Esja seeks court order for US$8.8m as Fishrot vessel sale funds remain frozen
A long-running dispute over the proceeds from the sale of a fishing vessel seized during the Fishrot investigation has returned to court, with Icelandic company Esja asking the High Court to order the release of more than US$8.8 million it says is lawfully owed to it.
The matter centres on a loan advanced by Esja to Heinaste Namibia to finance the acquisition of a fishing vessel in late 2017.
Esja maintains that, despite the vessel being sold for US$18 million under a court-sanctioned arrangement and the debt being admitted, the Namibian government has refused to release funds from a jointly controlled account to settle the outstanding loan.
Court papers show that between December 2017 and January 2018, Esja paid the full purchase price for the vessel directly to Heinaste Cyprus in four instalments totalling approximately US$7.23 million.
The payments were made on behalf of Heinaste Namibia, which had purchased the vessel from its Cypriot affiliate.
According to Esja, the payment structure was approved by the Bank of Namibia under exchange-control regulations following an application submitted by Standard Bank of Namibia, as an authorised dealer. Approval was granted in August 2017 for an intercompany loan, subject to conditions including restrictions on capital repayments and a prescribed shareholder loan-to-equity ratio.
Two payments
After Esja fulfilled its obligations under the loan agreement, Heinaste Namibia registered a first-priority mortgage over the vessel in favour of Esja in January 2018, securing repayment of the principal and interest.
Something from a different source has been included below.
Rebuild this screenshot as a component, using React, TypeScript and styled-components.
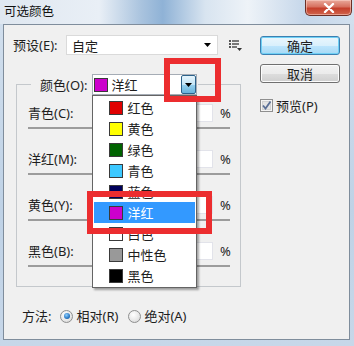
import React from 'react';
import styled, { createGlobalStyle } from 'styled-components';

const GlobalStyle = createGlobalStyle`
    html, body {
        margin: 0;
        padding: 0;
        width: 354px;
        height: 346px;
        overflow: hidden;
    }
    body {
        font-family: "Noto Sans", "Noto Sans CJK SC", sans-serif;
        font-size: 13px;
        color: #1e1e1e;
    }
`;

const Window = styled.div`
    width: 354px;
    height: 346px;
    display: flex;
    flex-direction: column;
    background: linear-gradient(180deg, #d3e0ee 0%, #bfd2e6 60%, #c7d7e9 100%);
`;

const TitleBar = styled.div`
    height: 24px;
    display: flex;
    align-items: flex-start;
    background: linear-gradient(90deg, #dfe7f0 0%, #e9eff6 28%, #a9c3de 40%, #8fb2d6 46%, #d8e4f0 58%, #eef3f8 70%, #c6d7ea 86%, #d2e0ee 100%);
`;

const Title = styled.span`
    padding-left: 4px;
    line-height: 24px;
    font-size: 12.5px;
    color: #111;
`;

const CloseButton = styled.div`
    margin-left: auto;
    margin-right: 2px;
    width: 47px;
    height: 16px;
    box-sizing: border-box;
    border: 1px solid #6b2f26;
    border-top: none;
    border-radius: 0 0 5px 5px;
    background: linear-gradient(180deg, #e9a99b 0%, #d7715f 45%, #c53f2b 55%, #d0644c 100%);
    box-shadow: inset 0 0 0 1px rgba(255, 220, 210, 0.5);
    display: flex;
    align-items: center;
    justify-content: center;
`;

const Client = styled.div`
    flex: 1;
    margin: 0 4px 6px 3px;
    border: 1px solid #7f8d9c;
    background: #f0f0f0;
    display: flex;
    flex-direction: column;
`;

const Body = styled.div`
    display: flex;
`;

const Main = styled.div`
    width: 246px;
    display: flex;
    flex-direction: column;
`;

const Side = styled.div`
    margin-left: 10px;
    padding-top: 11px;
    display: flex;
    flex-direction: column;
`;

const PresetRow = styled.div`
    margin-top: 10px;
    height: 20px;
    padding-left: 9px;
    display: flex;
    align-items: center;
`;

const Label = styled.span<{ $w?: number }>`
    width: ${(p) => (p.$w ? `${p.$w}px` : 'auto')};
    flex-shrink: 0;
    white-space: nowrap;
    line-height: 20px;
`;

const PresetCombo = styled.div`
    width: 152px;
    height: 20px;
    box-sizing: border-box;
    border: 1px solid #dadada;
    background: #fff;
    display: flex;
    align-items: center;
    padding: 0 6px 0 5px;
`;

const ComboText = styled.span`
    flex: 1;
    white-space: nowrap;
`;

const MenuIcon = styled.div`
    margin-left: 11px;
    width: 13px;
    height: 11px;
    display: flex;
`;

const GroupBox = styled.fieldset`
    margin: 19px 0 0 12px;
    width: 225px;
    box-sizing: border-box;
    min-inline-size: 0;
    border: 1px solid #c4c8cc;
    padding: 8px 10px 19px 11px;
    display: flex;
    flex-direction: column;
    gap: 20px;
`;

const Legend = styled.legend`
    margin-left: 3px;
    padding: 0 1px 0 9px;
    height: 21px;
`;

const LegendInner = styled.div`
    display: flex;
    align-items: center;
    height: 21px;
`;

const ColorCombo = styled.div`
    position: relative;
    margin-left: 5px;
    width: 105px;
    height: 21px;
    box-sizing: border-box;
    border: 1px solid #a5acb5;
    background: #fff;
    display: flex;
    align-items: center;
    padding-left: 1px;
`;

const Swatch = styled.span<{ $color: string; $size?: number }>`
    width: ${(p) => p.$size ?? 14}px;
    height: ${(p) => p.$size ?? 14}px;
    box-sizing: border-box;
    flex-shrink: 0;
    background: ${(p) => p.$color};
    border: 1px solid #3a3a3a;
`;

const ComboValue = styled.span`
    margin-left: 3px;
    flex: 1;
    white-space: nowrap;
`;

const DropButton = styled.div`
    width: 15px;
    height: 19px;
    box-sizing: border-box;
    border: 1px solid #2c628b;
    border-radius: 2px;
    background: linear-gradient(180deg, #e5f4fc 0%, #c4e5f6 50%, #98d1ef 51%, #68b3db 100%);
    display: flex;
    align-items: center;
    justify-content: center;
`;

const DropList = styled.ul`
    position: absolute;
    left: -1px;
    top: 20px;
    width: 105px;
    box-sizing: border-box;
    margin: 0;
    padding: 1px 0 1px;
    list-style: none;
    background: #fff;
    border: 1px solid #646464;
    box-shadow: 2px 2px 2px rgba(0, 0, 0, 0.35);
    z-index: 2;
`;

const DropItem = styled.li<{ $active?: boolean }>`
    height: 21px;
    margin: 0 1px;
    padding-left: 15px;
    display: flex;
    align-items: center;
    gap: 4px;
    background: ${(p) => (p.$active ? '#3399ff' : 'transparent')};
    color: ${(p) => (p.$active ? '#fff' : '#1e1e1e')};
`;

const Marker = styled.div<{ $x: number; $y: number; $w: number; $h: number }>`
    position: absolute;
    left: ${(p) => p.$x}px;
    top: ${(p) => p.$y}px;
    width: ${(p) => p.$w}px;
    height: ${(p) => p.$h}px;
    box-sizing: border-box;
    border: 6px solid #ec2d2f;
    z-index: 3;
`;

const SliderRow = styled.div`
    display: flex;
    flex-direction: column;
`;

const SliderTop = styled.div`
    height: 20px;
    display: flex;
    align-items: center;
`;

const ValueBox = styled.div`
    width: 30px;
    height: 18px;
    box-sizing: border-box;
    border: 1px solid #e2e3ea;
    background: #fff;
`;

const Percent = styled.span`
    margin-left: 7px;
    width: 10px;
    text-align: right;
`;

const Track = styled.div`
    margin-top: 4px;
    height: 2px;
    background: #9c9c9c;
`;

const Button = styled.div<{ $default?: boolean }>`
    width: 80px;
    height: 19px;
    box-sizing: border-box;
    border-radius: 3px;
    display: flex;
    align-items: center;
    justify-content: center;
    border: 1px solid ${(p) => (p.$default ? '#3c7fb1' : '#707070')};
    background: ${(p) =>
        p.$default
            ? 'linear-gradient(180deg, #eaf6fd 0%, #d9f0fc 50%, #bee6fd 51%, #a7d9f5 100%)'
            : 'linear-gradient(180deg, #f2f2f2 0%, #ebebeb 50%, #dddddd 51%, #cfcfcf 100%)'};
    box-shadow: inset 0 0 0 1px ${(p) => (p.$default ? '#6fd0f5' : '#fcfcfc')};
    & + & {
        margin-top: 9px;
    }
`;

const CheckRow = styled.div`
    margin-top: 15px;
    height: 15px;
    display: flex;
    align-items: center;
    gap: 3px;
`;

const MethodRow = styled.div`
    margin-top: 19px;
    height: 20px;
    padding-left: 18px;
    display: flex;
    align-items: center;
`;

const Radio = styled.span<{ $checked?: boolean }>`
    width: 13px;
    height: 13px;
    box-sizing: border-box;
    border-radius: 50%;
    border: 1px solid #8e8f8f;
    background: radial-gradient(circle at 40% 35%, #ffffff 0%, #e6e6e6 60%, #cfcfcf 100%);
    display: inline-flex;
    align-items: center;
    justify-content: center;
    margin-left: ${(p) => (p.$checked ? 9 : 10)}px;
    margin-right: 3px;
    &::after {
        content: '';
        display: ${(p) => (p.$checked ? 'block' : 'none')};
        width: 6px;
        height: 6px;
        border-radius: 50%;
        background: radial-gradient(circle at 40% 35%, #8fd0ff 0%, #2a78c4 60%, #17466f 100%);
    }
`;

const CheckBox = () => (
    <svg width='13' height='13' viewBox='0 0 13 13'>
        <rect x='0.5' y='0.5' width='12' height='12' fill='#f4f4f4' stroke='#8f8f8f' />
        <rect x='2.5' y='2.5' width='8' height='8' fill='#e4e4e4' stroke='#d2d2d2' />
        <path d='M3 6.5 L5.5 9.5 L10.5 2.5' fill='none' stroke='#5a6f96' strokeWidth='1.8' />
    </svg>
);

const Arrow = () => (
    <svg width='7' height='4' viewBox='0 0 7 4'>
        <path d='M0 0 H7 L3.5 4 Z' fill='#000' />
    </svg>
);

const colors = [
    { name: '红色', color: '#e00000' },
    { name: '黄色', color: '#ffff00' },
    { name: '绿色', color: '#006300' },
    { name: '青色', color: '#3cc8ff' },
    { name: '蓝色', color: '#00005a' },
    { name: '洋红', color: '#cc00cc' },
    { name: '白色', color: '#ffffff' },
    { name: '中性色', color: '#999999' },
    { name: '黑色', color: '#000000' },
];

const sliders = ['青色(C):', '洋红(M):', '黄色(Y):', '黑色(B):'];

const App = () => {
    return (
        <>
            <GlobalStyle />
            <Window>
                <TitleBar>
                    <Title>可选颜色</Title>
                    <CloseButton>
                        <svg width='12' height='10' viewBox='0 0 12 10'>
                            <path d='M2 1 L10 9 M10 1 L2 9' stroke='#fff' strokeWidth='2.4' strokeLinecap='round' />
                        </svg>
                    </CloseButton>
                </TitleBar>
                <Client>
                    <Body>
                        <Main>
                            <PresetRow>
                                <Label $w={53}>预设(E):</Label>
                                <PresetCombo>
                                    <ComboText>自定</ComboText>
                                    <Arrow />
                                </PresetCombo>
                                <MenuIcon>
                                    <svg width='13' height='11' viewBox='0 0 13 11'>
                                        <rect x='0' y='0' width='2' height='2' fill='#555' />
                                        <rect x='3' y='0' width='7' height='2' fill='#777' />
                                        <rect x='0' y='3' width='2' height='2' fill='#555' />
                                        <rect x='3' y='3' width='7' height='2' fill='#777' />
                                        <rect x='0' y='6' width='2' height='2' fill='#555' />
                                        <rect x='3' y='6' width='5' height='2' fill='#777' />
                                        <path d='M8 8 H13 L10.5 11 Z' fill='#333' />
                                    </svg>
                                </MenuIcon>
                            </PresetRow>
                            <GroupBox>
                                <Legend>
                                    <LegendInner>
                                        <Label>颜色(O):</Label>
                                        <ColorCombo>
                                            <Swatch $color='#cc00cc' $size={14} />
                                            <ComboValue>洋红</ComboValue>
                                            <DropButton>
                                                <Arrow />
                                            </DropButton>
                                            <DropList>
                                                {colors.map((c) => (
                                                    <DropItem key={c.name} $active={c.name === '洋红'}>
                                                        <Swatch $color={c.color} />
                                                        {c.name}
                                                    </DropItem>
                                                ))}
                                            </DropList>
                                            <Marker $x={71} $y={-17} $w={57} $h={44} />
                                            <Marker $x={-6} $y={116} $w={125} $h={43} />
                                        </ColorCombo>
                                    </LegendInner>
                                </Legend>
                                {sliders.map((s) => (
                                    <SliderRow key={s}>
                                        <SliderTop>
                                            <Label style={{ flex: 1 }}>{s}</Label>
                                            <ValueBox />
                                            <Percent>%</Percent>
                                        </SliderTop>
                                        <Track />
                                    </SliderRow>
                                ))}
                            </GroupBox>
                        </Main>
                        <Side>
                            <Button $default>确定</Button>
                            <Button>取消</Button>
                            <CheckRow>
                                <CheckBox />
                                <span>预览(P)</span>
                            </CheckRow>
                        </Side>
                    </Body>
                    <MethodRow>
                        <Label>方法:</Label>
                        <Radio $checked />
                        <Label>相对(R)</Label>
                        <Radio />
                        <Label>绝对(A)</Label>
                    </MethodRow>
                </Client>
            </Window>
        </>
    );
};

export default App;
According to court documents, Heinaste Namibia made only two repayments on the loan, paying US$700 000 in July 2018 and a further US$600 000 in September 2018.
No additional payments were made thereafter, leaving a substantial balance outstanding, the lawsuit notes.
In February 2020, amid the widening Fishrot investigations, the police seized and detained the vessel at the Port of Walvis Bay under section 28 of the Prevention of Organised Crime Act (POCA).
Heinaste Namibia challenged the seizure's legality, but the vessel remained under attachment as criminal and forfeiture proceedings unfolded.
By September 2020, the cost of keeping the vessel idle and its ongoing depreciation prompted negotiations involving Heinaste Namibia, Esja, the government and entities linked to Tunacor.
The parties agreed to sell the vessel to Tunacor Fisheries Limited for US$18 million, with the transaction governed by a detailed memorandum of agreement.
Under the agreement, the sale proceeds were paid into a joint US-dollar account at First National Bank of Namibia, controlled jointly by Heinaste Namibia and the government, court documents state.
The funds were deemed seized property under POCA and were to be held pending either the finalisation of criminal proceedings or a court ruling determining the parties’ rights.
Importantly, the agreement expressly recognised Esja’s mortgage claim.
Both Esja and Heinaste Namibia acknowledged that an outstanding loan balance remained due, with Esja asserting a claim of more than US$6.9 million, plus interest.
Heinaste Namibia admitted that the amount was owed.
The agreement required the government and Esja to attempt to resolve the issue within 60 days, failing which either party could approach the courts to determine the amount, if any, to be paid to Esja from the joint account.
Despite the vessel being sold and all approvals being obtained to give effect to the transaction, Esja says no agreement was reached, and no funds have been released.
Exchange control violations
As of July 2024, Esja calculates the outstanding debt at US$8.8 million, excluding further interest accruing at a rate of 6.2064%, compounded quarterly.
Court papers indicate that the joint account currently holds approximately US$18.2 million, excluding accrued interest.
Esja further alleges that its efforts to recover the debt have been frustrated by the state.
In April 2021, the Bank of Namibia blocked Heinaste Namibia’s accounts, citing suspected exchange-control violations linked to entities under investigation.
Although Heinaste Namibia responded through its legal representatives, Esja claims the central bank never replied and has taken no further regulatory action.
Esja accuses the government, the prosecutor-general and the attorney-general of acting unlawfully and in bad faith, alleging that the exchange-control measures were used to prevent payment of a lawful, admitted debt.
It further claims the state misrepresented, at the time of concluding the sale and joint account agreements, that Esja would be able to recover its funds once the vessel was sold.
Esja seeks the High Court's confirmation of the outstanding indebtedness, an order for payment of the debt and interest, and a direction to release funds from the joint account.
It is also seeking relief against the Bank of Namibia should it withhold foreign exchange approval.
While the state maintains that the proceeds of the vessel sale constitute potentially confiscable property, Esja argues that its mortgage rights and admitted loan claim cannot be ignored indefinitely.